Among the entries, which lines carry the string "screenshot"? Copy each of them.

# # #

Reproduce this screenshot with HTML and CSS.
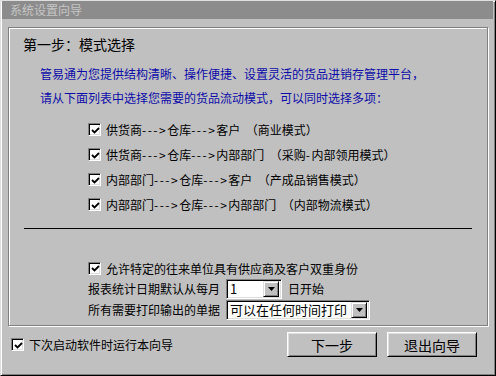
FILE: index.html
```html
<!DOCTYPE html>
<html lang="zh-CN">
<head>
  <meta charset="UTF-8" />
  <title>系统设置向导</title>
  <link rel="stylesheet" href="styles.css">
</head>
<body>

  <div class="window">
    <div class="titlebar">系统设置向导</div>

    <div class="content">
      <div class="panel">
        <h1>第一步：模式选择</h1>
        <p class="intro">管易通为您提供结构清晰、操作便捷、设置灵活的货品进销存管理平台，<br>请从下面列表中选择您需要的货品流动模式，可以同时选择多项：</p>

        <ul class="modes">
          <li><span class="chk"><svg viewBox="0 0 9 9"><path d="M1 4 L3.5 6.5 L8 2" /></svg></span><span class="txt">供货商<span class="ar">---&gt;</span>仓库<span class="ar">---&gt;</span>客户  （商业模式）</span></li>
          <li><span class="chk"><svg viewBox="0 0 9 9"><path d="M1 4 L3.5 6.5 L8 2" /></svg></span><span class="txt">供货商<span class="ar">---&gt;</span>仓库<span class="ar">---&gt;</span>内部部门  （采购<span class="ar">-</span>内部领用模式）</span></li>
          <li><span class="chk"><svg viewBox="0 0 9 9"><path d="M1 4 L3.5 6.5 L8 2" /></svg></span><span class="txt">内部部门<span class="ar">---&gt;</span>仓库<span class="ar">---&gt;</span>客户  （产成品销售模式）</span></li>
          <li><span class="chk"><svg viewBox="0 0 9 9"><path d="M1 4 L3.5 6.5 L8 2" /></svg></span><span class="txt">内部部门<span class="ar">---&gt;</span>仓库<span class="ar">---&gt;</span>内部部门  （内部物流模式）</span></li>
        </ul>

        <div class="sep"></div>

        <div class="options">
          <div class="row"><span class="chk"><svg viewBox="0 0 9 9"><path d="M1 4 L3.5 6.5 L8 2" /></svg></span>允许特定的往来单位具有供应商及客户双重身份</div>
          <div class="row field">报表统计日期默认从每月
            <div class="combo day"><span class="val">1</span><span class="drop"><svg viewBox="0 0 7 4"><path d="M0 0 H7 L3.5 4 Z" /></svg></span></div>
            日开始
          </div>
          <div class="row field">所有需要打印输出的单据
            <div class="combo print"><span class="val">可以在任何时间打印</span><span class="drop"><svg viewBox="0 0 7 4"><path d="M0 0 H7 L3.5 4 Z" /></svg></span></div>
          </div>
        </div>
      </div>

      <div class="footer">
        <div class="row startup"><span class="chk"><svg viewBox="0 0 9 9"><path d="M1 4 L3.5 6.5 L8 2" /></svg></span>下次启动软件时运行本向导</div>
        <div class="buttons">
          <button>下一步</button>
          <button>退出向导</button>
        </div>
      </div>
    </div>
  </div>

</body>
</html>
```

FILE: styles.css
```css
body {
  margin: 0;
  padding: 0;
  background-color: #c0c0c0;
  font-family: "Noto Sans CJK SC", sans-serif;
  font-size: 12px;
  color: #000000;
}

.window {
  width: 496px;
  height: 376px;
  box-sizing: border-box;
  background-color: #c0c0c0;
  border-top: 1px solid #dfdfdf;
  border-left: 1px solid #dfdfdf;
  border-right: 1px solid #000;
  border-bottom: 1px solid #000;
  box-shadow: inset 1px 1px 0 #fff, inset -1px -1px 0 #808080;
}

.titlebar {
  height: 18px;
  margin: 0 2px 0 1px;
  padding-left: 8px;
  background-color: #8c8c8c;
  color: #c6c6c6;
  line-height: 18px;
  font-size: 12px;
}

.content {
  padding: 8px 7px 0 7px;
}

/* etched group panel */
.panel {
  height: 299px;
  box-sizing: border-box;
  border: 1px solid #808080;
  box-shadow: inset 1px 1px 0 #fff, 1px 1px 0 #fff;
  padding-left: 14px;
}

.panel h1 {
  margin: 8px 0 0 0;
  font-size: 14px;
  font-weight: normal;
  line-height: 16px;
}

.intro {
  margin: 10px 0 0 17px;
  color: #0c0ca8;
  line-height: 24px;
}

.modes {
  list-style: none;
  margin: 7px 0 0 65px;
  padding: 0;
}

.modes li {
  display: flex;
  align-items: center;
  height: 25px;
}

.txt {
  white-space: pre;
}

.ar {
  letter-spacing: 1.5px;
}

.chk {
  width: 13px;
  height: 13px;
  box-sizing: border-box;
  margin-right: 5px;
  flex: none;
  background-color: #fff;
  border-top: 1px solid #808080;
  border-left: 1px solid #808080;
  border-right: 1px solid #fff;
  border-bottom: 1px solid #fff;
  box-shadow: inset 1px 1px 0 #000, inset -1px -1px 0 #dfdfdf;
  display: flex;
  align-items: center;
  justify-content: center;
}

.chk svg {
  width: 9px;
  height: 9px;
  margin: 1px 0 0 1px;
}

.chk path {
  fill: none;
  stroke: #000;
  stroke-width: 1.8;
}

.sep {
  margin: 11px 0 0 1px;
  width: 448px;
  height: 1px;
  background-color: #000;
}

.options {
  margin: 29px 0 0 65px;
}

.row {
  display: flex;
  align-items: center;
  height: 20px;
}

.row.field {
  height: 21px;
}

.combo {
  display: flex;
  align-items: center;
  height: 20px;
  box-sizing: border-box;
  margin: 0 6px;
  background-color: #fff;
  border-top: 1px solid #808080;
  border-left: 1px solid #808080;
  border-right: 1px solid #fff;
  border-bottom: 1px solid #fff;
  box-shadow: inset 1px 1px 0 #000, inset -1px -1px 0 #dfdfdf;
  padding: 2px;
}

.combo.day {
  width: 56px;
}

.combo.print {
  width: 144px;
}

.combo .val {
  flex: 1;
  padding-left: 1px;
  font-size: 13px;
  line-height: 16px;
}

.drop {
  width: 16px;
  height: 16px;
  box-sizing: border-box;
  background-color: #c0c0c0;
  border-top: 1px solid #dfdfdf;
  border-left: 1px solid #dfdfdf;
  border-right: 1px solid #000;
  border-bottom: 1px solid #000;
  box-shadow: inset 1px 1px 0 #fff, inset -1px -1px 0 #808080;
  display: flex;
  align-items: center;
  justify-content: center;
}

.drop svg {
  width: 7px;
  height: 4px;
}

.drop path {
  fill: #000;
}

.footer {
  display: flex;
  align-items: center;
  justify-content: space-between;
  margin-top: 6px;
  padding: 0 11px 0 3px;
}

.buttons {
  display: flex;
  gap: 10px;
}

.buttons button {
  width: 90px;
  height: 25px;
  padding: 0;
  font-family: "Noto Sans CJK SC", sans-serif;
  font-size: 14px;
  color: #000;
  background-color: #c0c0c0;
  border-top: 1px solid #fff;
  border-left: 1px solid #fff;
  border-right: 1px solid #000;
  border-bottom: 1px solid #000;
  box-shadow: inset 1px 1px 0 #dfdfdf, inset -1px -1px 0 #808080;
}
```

# # #

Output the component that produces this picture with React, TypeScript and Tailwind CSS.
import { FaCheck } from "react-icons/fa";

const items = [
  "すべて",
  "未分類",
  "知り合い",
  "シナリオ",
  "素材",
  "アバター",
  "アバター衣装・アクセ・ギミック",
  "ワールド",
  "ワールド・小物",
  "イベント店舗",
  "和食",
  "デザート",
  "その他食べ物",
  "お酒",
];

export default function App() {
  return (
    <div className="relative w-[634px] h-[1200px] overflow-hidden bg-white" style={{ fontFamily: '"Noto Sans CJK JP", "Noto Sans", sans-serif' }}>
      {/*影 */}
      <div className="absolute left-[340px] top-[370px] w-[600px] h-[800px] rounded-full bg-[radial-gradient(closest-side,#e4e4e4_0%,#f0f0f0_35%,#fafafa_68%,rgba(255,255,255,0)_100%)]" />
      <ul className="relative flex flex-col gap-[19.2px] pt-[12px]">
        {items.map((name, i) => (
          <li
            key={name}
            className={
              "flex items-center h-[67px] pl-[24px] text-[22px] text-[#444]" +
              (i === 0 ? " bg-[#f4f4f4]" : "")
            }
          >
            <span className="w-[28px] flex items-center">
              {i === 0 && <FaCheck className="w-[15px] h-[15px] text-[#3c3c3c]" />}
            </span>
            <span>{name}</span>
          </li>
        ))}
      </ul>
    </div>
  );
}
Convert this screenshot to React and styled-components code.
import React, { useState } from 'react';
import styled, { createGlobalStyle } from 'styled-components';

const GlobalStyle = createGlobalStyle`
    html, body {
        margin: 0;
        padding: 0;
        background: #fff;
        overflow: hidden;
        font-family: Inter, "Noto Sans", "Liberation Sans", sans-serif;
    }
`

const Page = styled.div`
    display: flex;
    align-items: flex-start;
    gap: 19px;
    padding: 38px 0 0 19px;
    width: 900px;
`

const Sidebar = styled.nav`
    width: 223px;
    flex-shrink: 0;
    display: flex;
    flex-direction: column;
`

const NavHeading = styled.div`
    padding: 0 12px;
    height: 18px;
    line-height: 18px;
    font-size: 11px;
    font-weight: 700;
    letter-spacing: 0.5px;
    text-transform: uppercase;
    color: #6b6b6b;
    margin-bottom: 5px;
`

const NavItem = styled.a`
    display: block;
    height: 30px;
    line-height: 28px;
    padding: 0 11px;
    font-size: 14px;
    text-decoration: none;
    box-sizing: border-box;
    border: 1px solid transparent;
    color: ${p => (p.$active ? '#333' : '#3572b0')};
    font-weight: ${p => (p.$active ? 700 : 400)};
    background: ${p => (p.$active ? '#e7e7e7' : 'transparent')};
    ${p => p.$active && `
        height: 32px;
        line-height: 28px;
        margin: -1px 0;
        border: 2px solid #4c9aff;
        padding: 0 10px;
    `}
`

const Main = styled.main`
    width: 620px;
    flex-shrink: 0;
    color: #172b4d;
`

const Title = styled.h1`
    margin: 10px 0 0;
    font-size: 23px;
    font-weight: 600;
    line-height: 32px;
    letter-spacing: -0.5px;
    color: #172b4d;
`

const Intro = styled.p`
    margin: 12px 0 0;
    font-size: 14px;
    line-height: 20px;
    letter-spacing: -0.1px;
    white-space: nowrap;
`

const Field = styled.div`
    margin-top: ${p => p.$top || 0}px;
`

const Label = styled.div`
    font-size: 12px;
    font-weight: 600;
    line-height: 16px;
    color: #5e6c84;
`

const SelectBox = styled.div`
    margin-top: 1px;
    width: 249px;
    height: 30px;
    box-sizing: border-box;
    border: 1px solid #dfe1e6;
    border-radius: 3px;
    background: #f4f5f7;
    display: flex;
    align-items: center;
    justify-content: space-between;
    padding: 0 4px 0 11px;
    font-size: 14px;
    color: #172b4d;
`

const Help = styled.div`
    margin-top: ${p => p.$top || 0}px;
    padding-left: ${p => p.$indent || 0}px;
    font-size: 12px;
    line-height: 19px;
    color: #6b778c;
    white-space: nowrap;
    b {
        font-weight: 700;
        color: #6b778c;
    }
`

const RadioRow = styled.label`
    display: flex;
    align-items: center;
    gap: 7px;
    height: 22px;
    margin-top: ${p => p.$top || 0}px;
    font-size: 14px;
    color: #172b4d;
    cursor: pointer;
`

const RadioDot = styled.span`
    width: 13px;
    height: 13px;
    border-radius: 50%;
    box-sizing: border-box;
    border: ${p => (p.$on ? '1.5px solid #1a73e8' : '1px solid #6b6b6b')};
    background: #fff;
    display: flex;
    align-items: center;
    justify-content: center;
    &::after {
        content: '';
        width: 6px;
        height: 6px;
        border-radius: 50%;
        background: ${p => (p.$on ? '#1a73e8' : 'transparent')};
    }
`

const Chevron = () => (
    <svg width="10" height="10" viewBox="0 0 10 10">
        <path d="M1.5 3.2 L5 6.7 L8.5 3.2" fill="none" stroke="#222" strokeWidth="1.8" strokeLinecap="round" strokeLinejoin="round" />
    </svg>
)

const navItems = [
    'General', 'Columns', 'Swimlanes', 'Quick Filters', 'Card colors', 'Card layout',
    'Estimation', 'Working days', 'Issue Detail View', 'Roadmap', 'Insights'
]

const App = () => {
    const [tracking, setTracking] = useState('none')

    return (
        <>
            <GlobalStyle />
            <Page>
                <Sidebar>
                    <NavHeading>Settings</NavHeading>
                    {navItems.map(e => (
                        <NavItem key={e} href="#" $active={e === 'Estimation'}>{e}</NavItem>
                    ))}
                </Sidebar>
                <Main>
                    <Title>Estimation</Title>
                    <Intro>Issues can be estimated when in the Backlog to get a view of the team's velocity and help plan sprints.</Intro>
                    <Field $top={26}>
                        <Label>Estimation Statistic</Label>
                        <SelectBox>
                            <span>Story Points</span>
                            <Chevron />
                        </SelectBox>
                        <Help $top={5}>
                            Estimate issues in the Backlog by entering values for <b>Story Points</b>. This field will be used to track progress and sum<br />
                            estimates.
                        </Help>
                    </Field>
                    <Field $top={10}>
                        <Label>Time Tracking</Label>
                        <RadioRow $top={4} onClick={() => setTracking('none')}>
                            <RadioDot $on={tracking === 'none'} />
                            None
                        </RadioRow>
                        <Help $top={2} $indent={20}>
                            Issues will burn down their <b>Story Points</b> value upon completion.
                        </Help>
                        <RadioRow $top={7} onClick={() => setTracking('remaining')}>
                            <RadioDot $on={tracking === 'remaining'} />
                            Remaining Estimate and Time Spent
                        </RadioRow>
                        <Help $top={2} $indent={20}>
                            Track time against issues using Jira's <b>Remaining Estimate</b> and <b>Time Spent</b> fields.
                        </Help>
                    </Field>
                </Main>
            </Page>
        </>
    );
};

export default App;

# # #

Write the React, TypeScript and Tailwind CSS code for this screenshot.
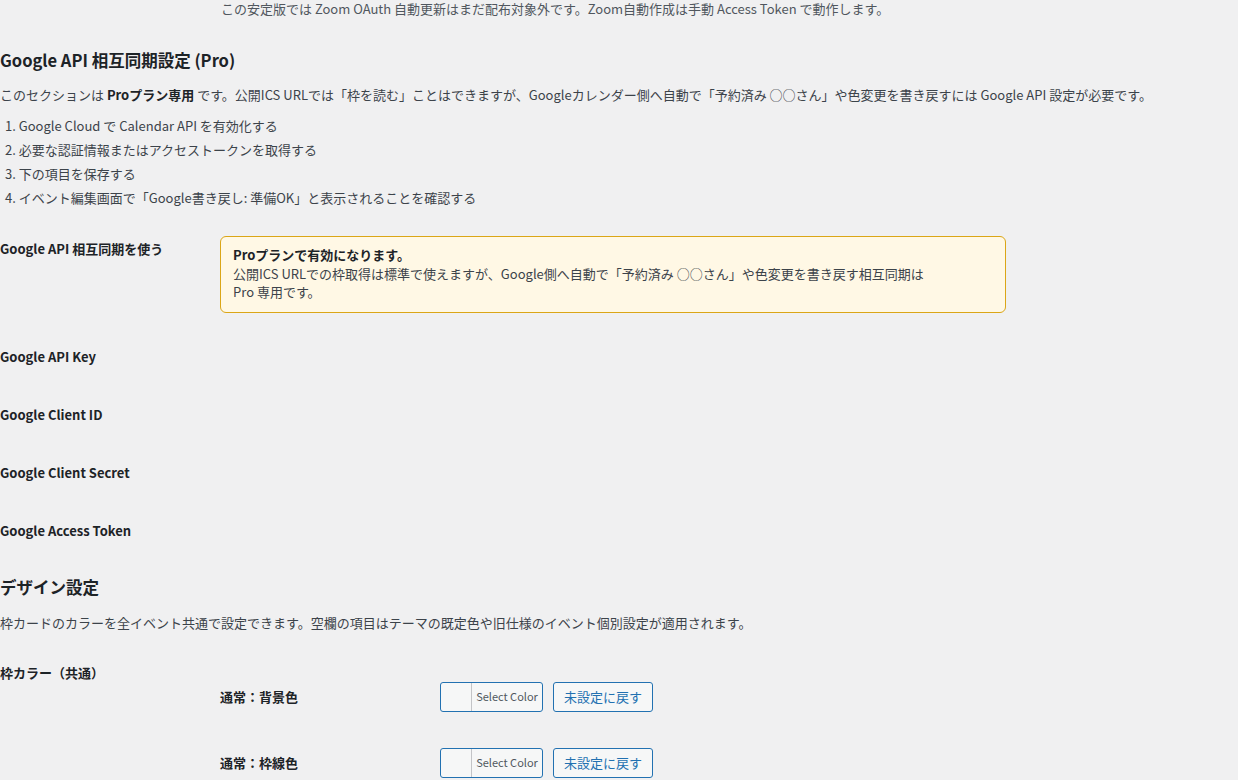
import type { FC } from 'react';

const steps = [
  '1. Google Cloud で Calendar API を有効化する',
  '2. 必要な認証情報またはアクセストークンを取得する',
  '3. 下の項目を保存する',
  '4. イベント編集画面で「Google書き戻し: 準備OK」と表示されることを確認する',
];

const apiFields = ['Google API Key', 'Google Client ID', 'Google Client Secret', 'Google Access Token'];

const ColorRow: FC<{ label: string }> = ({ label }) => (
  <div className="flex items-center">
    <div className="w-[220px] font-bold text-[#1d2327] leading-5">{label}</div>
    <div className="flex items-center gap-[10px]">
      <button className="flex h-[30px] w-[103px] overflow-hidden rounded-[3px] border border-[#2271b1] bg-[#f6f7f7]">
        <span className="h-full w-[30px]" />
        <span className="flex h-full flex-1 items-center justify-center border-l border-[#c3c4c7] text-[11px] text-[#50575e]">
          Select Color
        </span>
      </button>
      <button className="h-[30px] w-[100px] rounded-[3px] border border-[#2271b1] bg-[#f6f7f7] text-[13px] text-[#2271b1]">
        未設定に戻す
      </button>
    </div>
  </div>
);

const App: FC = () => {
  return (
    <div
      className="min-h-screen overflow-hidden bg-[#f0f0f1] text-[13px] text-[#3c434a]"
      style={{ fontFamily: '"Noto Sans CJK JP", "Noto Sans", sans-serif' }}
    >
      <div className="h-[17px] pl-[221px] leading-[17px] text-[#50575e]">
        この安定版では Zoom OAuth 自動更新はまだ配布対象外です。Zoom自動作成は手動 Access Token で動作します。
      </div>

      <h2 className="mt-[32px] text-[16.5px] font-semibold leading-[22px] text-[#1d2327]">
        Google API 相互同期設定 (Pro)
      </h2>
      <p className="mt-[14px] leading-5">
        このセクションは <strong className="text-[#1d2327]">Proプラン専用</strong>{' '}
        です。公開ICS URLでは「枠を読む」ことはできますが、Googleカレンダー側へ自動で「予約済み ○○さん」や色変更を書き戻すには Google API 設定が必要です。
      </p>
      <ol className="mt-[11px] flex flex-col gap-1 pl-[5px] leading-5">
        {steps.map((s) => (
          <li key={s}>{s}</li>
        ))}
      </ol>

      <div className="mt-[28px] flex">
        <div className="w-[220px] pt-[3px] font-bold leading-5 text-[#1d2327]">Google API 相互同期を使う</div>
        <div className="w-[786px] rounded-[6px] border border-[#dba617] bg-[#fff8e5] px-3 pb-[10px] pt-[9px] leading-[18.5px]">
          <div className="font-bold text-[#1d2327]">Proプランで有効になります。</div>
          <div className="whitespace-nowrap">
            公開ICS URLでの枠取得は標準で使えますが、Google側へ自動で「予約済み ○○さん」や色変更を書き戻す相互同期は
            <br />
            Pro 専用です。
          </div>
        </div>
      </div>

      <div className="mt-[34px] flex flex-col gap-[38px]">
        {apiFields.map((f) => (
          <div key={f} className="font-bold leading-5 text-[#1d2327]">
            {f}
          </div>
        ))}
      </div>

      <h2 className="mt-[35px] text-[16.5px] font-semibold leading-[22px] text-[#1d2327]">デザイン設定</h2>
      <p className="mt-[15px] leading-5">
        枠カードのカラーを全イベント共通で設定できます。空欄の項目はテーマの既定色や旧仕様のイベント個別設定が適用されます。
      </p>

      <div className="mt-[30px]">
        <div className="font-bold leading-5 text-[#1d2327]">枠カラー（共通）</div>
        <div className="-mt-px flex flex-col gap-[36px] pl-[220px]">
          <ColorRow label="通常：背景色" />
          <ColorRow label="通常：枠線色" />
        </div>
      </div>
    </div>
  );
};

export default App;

# # #

▸ WORKED SOLUTION:
Reproduce this screenshot with HTML and CSS.
Convert this screenshot to React and styled-components code.
Write the React, TypeScript and Tailwind CSS code for this screenshot.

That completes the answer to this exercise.